The gospel is the "good news" of the Christian faith. It is the declaration that while our souls were dead in sin, Christ died on the cross to pay the debt for that sin and to bring us back into relationship with him. He was buried in a tomb, proving that his death was real and not an illusion. He came to life again on the morning of his resurrection, for he is the God who gives life and is ever alive.
The gospel is the story of the life and work and passion of Christ the Messiah as told by the four evangelists, Matthew, Mark, Luke and John. It is the account of his coming, or incarnation, his life of love in deed and word, and of the extraordinary events surrounding his last days on earth -- betrayal, agony, death, burial, resurrection, appearances, and ascension. It is the story of Christ and his Kingdom.
The gospel is the eternal, present revelation of these accounts to our souls by the ministry of the Holy Spirit as he works through the Word to teach us God's truth. In Eph. 6, the gospel is described as a suit of armor that defends us against the negative onslaught of evil, which assaults us from all sides. 1Cor. 9 pictures the gospel as a message that must be proclaimed; a message that is so central and vital that preaching it must become the primary task of a believer's life. In Gal. 1, Paul begs us the preserve the purity of the gospel message. It must remain true to its original telling, for if it is changed or watered down it will lose its supernatural power. And in 1Thess.2, Paul emphasizes the fact that the gospel springs up and flows from God through us. He may appoint us to preach the message, but the mechanism that changes hearts is not what we say but what the Holy Spirit does.

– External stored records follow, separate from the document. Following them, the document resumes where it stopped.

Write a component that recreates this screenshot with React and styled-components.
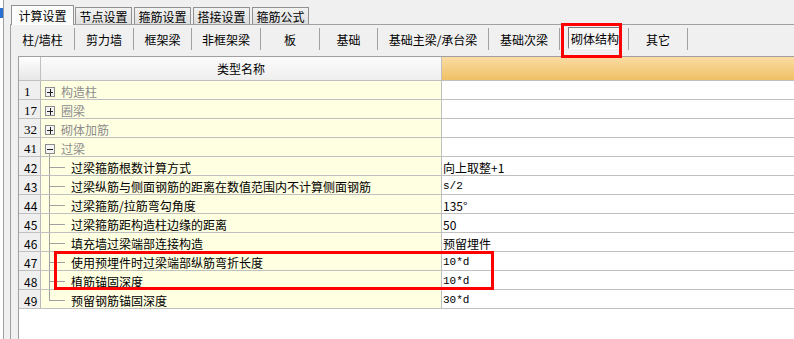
import styled, { createGlobalStyle } from "styled-components";

const GlobalStyle = createGlobalStyle`
  html, body { margin: 0; padding: 0; background: #f0f0f0; }
  body {
    font-family: "Noto Sans CJK SC", "Liberation Sans", sans-serif;
    font-size: 12px;
    color: #000;
  }
`;

const topTabs = [
  { label: "计算设置", active: true },
  { label: "节点设置" },
  { label: "箍筋设置" },
  { label: "搭接设置" },
  { label: "箍筋公式" },
];

const subTabs = [
  { label: "柱/墙柱", w: 64 },
  { label: "剪力墙", w: 59 },
  { label: "框架梁", w: 58 },
  { label: "非框架梁", w: 69 },
  { label: "板", w: 59 },
  { label: "基础", w: 58 },
  { label: "基础主梁/承台梁", w: 111 },
  { label: "基础次梁", w: 71 },
  { label: "砌体结构", w: 69, active: true },
  { label: "其它", w: 59 },
];

const rows = [
  { no: 1, name: "构造柱", group: "plus" },
  { no: 17, name: "圈梁", group: "plus" },
  { no: 32, name: "砌体加筋", group: "plus" },
  { no: 41, name: "过梁", group: "minus" },
  { no: 42, name: "过梁箍筋根数计算方式", value: "向上取整+1" },
  { no: 43, name: "过梁纵筋与侧面钢筋的距离在数值范围内不计算侧面钢筋", value: "s/2", mono: true },
  { no: 44, name: "过梁箍筋/拉筋弯勾角度", value: "135°" },
  { no: 45, name: "过梁箍筋距构造柱边缘的距离", value: "50" },
  { no: 46, name: "填充墙过梁端部连接构造", value: "预留埋件" },
  { no: 47, name: "使用预埋件时过梁端部纵筋弯折长度", value: "10*d", mono: true },
  { no: 48, name: "植筋锚固深度", value: "10*d", mono: true },
  { no: 49, name: "预留钢筋锚固深度", value: "30*d", mono: true, last: true },
];

function TreeGlyph({ group, last }) {
  if (group) {
    return (
      <svg width="20" height="18" style={{ flex: "none" }}>
        {group === "minus" && (
          <line x1="8.5" y1="15" x2="8.5" y2="18" stroke="#a0a0a0" />
        )}
        <rect x="4.5" y="6.5" width="9" height="9" fill="#f4f4f4" stroke="#8c8c8c" />
        <line x1="6" y1="11.5" x2="12" y2="11.5" stroke="#202020" />
        {group === "plus" && (
          <line x1="9.5" y1="8" x2="9.5" y2="15" stroke="#202020" />
        )}
      </svg>
    );
  }
  return (
    <svg width="30" height="18" style={{ flex: "none" }}>
      <line x1="8.5" y1="0" x2="8.5" y2={last ? 11 : 18} stroke="#a0a0a0" />
      <line x1="8" y1="10.5" x2="24" y2="10.5" stroke="#a0a0a0" />
    </svg>
  );
}

export default function App() {
  return (
    <>
      <GlobalStyle />
      <Page>
        <SideStrip>
          <SideSelection />
        </SideStrip>
        <TabControl>
          <TabStrip>
            {topTabs.map((t) => (
              <Tab key={t.label} $active={t.active}>
                {t.label}
              </Tab>
            ))}
          </TabStrip>
          <Panel>
            <SubTabRow>
              {subTabs.map((t) => (
                <SubTab key={t.label} $w={t.w}>
                  {t.active ? <Pressed>{t.label}</Pressed> : t.label}
                </SubTab>
              ))}
            </SubTabRow>
            <GridArea>
              <HeaderRow>
                <HeadNo />
                <HeadName>类型名称</HeadName>
                <HeadValue />
              </HeaderRow>
              {rows.map((r) => (
                <Row key={r.no}>
                  <NoCell $serif={!!r.group}>{r.no}</NoCell>
                  <NameCell>
                    <TreeGlyph group={r.group} last={r.last} />
                    <Label $group={!!r.group}>{r.name}</Label>
                  </NameCell>
                  <ValueCell $mono={r.mono}>{r.value}</ValueCell>
                </Row>
              ))}
            </GridArea>
          </Panel>
        </TabControl>
        <Mark style={{ left: 561, top: 23, width: 61, height: 35 }} />
        <Mark style={{ left: 54, top: 251, width: 440, height: 39 }} />
      </Page>
    </>
  );
}

const Page = styled.div`
  position: relative;
  display: flex;
  width: 794px;
  height: 339px;
  overflow: hidden;
`;

const SideStrip = styled.div`
  flex: none;
  width: 3px;
  padding-top: 8px;
  background: #fff;
  border-right: 1px solid #a0a0a0;
`;

const SideSelection = styled.div`
  height: 10px;
  background: #2b6fd4;
`;

const TabControl = styled.div`
  flex: 1;
  min-width: 0;
  margin-left: 6px;
  display: flex;
  flex-direction: column;
`;

const TabStrip = styled.div`
  flex: none;
  height: 24px;
  display: flex;
  align-items: flex-end;
  gap: 2px;
  padding-left: 1px;
  border-bottom: 1px solid #a0a0a0;
`;

const Tab = styled.div`
  box-sizing: border-box;
  display: flex;
  align-items: center;
  justify-content: center;
  width: ${(p) => (p.$active ? "63px" : "57px")};
  height: ${(p) => (p.$active ? "20px" : "17px")};
  margin-bottom: ${(p) => (p.$active ? "-1px" : "0")};
  margin-right: ${(p) => (p.$active ? "-1px" : "0")};
  padding-top: 1px;
  border: 1px solid #919191;
  border-bottom: none;
  background: ${(p) =>
    p.$active ? "#fcfcfc" : "linear-gradient(#f2f2f2, #dedede)"};
  line-height: 14px;
  white-space: nowrap;
`;

const Panel = styled.div`
  flex: 1;
  display: flex;
  flex-direction: column;
  border-left: 1px solid #a0a0a0;
`;

const SubTabRow = styled.div`
  flex: none;
  display: flex;
  height: 26px;
  padding-top: 3px;
  box-sizing: border-box;
`;

const SubTab = styled.div`
  box-sizing: border-box;
  flex: none;
  width: ${(p) => p.$w}px;
  height: 22px;
  display: flex;
  align-items: center;
  justify-content: center;
  border-right: 1px solid #a0a0a0;
  white-space: nowrap;
`;

const Pressed = styled.div`
  box-sizing: border-box;
  width: 54px;
  height: 22px;
  margin-top: -2px;
  margin-left: 2px;
  display: flex;
  align-items: center;
  justify-content: center;
  border: 1px solid;
  border-color: #7a7a7a #ffffff #ffffff #7a7a7a;
  background: #f6f6f6;
`;

const GridArea = styled.div`
  flex: 1;
  margin-top: 5px;
  margin-left: 7px;
  background: #fff;
  border-left: 1px solid #a0a0a0;
  border-top: 1px solid #a0a0a0;
`;

const HeaderRow = styled.div`
  display: grid;
  grid-template-columns: 22px 401px 1fr;
  height: 24px;
  box-sizing: border-box;
  border-bottom: 1px solid #c0c0c0;
`;

const HeadNo = styled.div`
  border-right: 1px solid #c0c0c0;
  background: linear-gradient(#ffffff, #e6e6e6);
`;

const HeadName = styled.div`
  display: flex;
  align-items: center;
  justify-content: center;
  border-right: 1px solid #c0c0c0;
  background: linear-gradient(#fbfbfb, #efefef);
`;

const HeadValue = styled.div`
  background: linear-gradient(#fadca4, #f0c065);
`;

const Row = styled.div`
  display: grid;
  grid-template-columns: 22px 401px 1fr;
  height: 19px;
  box-sizing: border-box;
  border-bottom: 1px solid #c0c0c0;
`;

const NoCell = styled.div`
  padding: 3px 0 0 5px;
  line-height: 15px;
  font-family: ${(p) =>
    p.$serif ? '"Liberation Serif", serif' : '"Noto Sans CJK SC", sans-serif'};
  font-size: ${(p) => (p.$serif ? "13px" : "12px")};
  background: #efefef;
  border-right: 1px solid #b8b8b8;
`;

const NameCell = styled.div`
  display: flex;
  align-items: flex-start;
  background: #ffffe1;
  border-right: 1px solid #c0c0c0;
  overflow: hidden;
`;

const Label = styled.span`
  padding-top: 3px;
  line-height: 15px;
  white-space: nowrap;
  color: ${(p) => (p.$group ? "#8c8c8c" : "#000")};
`;

const ValueCell = styled.div`
  padding: 3px 0 0 1px;
  line-height: 15px;
  white-space: nowrap;
  font-family: ${(p) =>
    p.$mono ? '"Liberation Mono", monospace' : '"Noto Sans CJK SC", sans-serif'};
  font-size: ${(p) => (p.$mono ? "11px" : "12px")};
`;

const Mark = styled.div`
  position: absolute;
  box-sizing: border-box;
  border: 3px solid #ff0000;
  pointer-events: none;
`;
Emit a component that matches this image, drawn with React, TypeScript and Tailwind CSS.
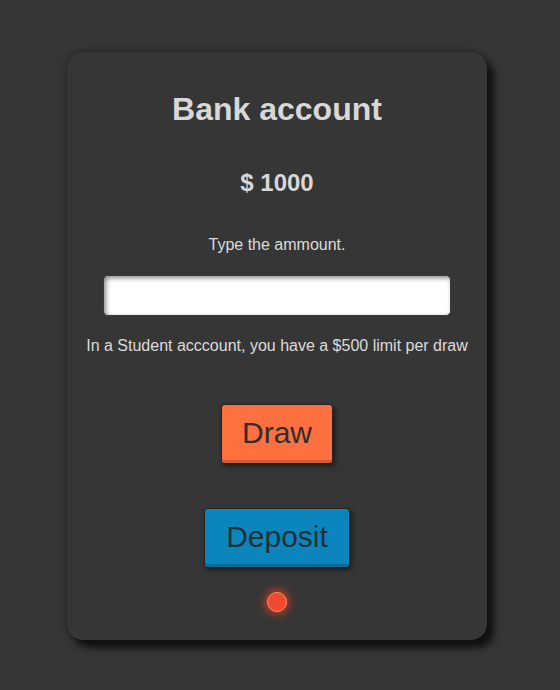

The first and primary task of the church is to proclaim the gospel, or good news of Christ. Just before his ascension, Jesus gave this charge (known as the Great Commission) to his followers: “Go [everywhere] and preach the gospel to [everyone].” The account of this commissioning is found in three New Testament passages, each one carrying a slightly different emphasis.
Matthew 28:18-20, the focus is on teaching the gospel. The disciples were instructed to “make disciples;” to be the teacher to others that Jesus had been to them, to instruct new believers in the message and meaning of the kingdom of God. The Greek word used here (matheteuo) means to make a disciple by thoroughly and personally training someone in a way of life governed by the knowledge and information they are receiving. The instruction is rooted in the sacrament of baptism, which imprints the heart of the gospel, the death, burial and resurrection of Christ, upon the Christian's soul. It is Trinitarian in its aspect, connecting us to the entirety of the work of God in our lives and in the world. It is centered on teaching that brings about obedience to the commands of Christ, not merely the accumulation of intellectual knowledge.
In Mark 16:15, Jesus tells the disciples to preach or announce the gospel. This word means to proclaim, declare or assert a particular message publicly. We generally think of this aspect of the Great Commission as the preaching ministry of the church, as Sunday after Sunday pastors preach their sermons or homilies. This is why the sermon is so central to our worship, for in all that is said the gospel must be lifted up, woven in, or clearly delineated in each and every presentation. If a pastor neglects or minimizes the gospel in his or her sermons, a red flag must go up in our hearts, for only the gospel, not good advice, or trendy platitudes, will transform us into the people God wants us to be.
Another New Testament word used for preaching is “euaggelizo”, from which we get our word evangelize. It means to give an explanation of the good news of salvation, particularly to those who do not yet know it -- namely, that Christ died for our sins and rose again for our redemption and that one may be saved by placing faith in him. Evangelism is done through any means that proclaims this core message; audibly in sermons, visually in media, or informally in one-on-one conversation.
It’s interesting that the gospel writer who chose to use this word (Luke) may not have been a direct observer of the actual day-to-day ministry of Jesus. We know that he gathered information from many sources when writing his two books. He also received input from Paul, who also did not directly hear and know Jesus when he lived on this earth. This teaches us that we are all witnesses about Christ through the timeless channel of his Word. We may proclaim and teach the truth about the gospel because his Word has been given to us. The Holy Spirit, who indwells us, makes the Word real and living in our hearts and lives.
When we think about our mission to proclaim the gospel both as individuals and as the church, we need to take care that it motivates everything that we say and do. We must ask ourselves these types of questions: 1.) Does this clarify the good news of Christ? 2.) Does this help a Christian to proclaim the gospel? 3.) Are Christians learning to live the good news in their daily lives? 4. Do the activities we do other than preaching also proclaim the gospel?
A beautiful example of the centrality of the Gospel may be found in the Anglican tradition of bringing by procession a beautifully bound copy of the four gospels to the center of the church. There, a passage from the gospels is read, in the midst of the congregation. The gospel is glorious and awe inspiring, it is true, but it is also for us and meets us right were we are. It comes from God's heart to ours, and from ours to others. In every heart, in every Church, the gospel must come into the center of all that is done and be proclaimed as the truth upon which everything else is based.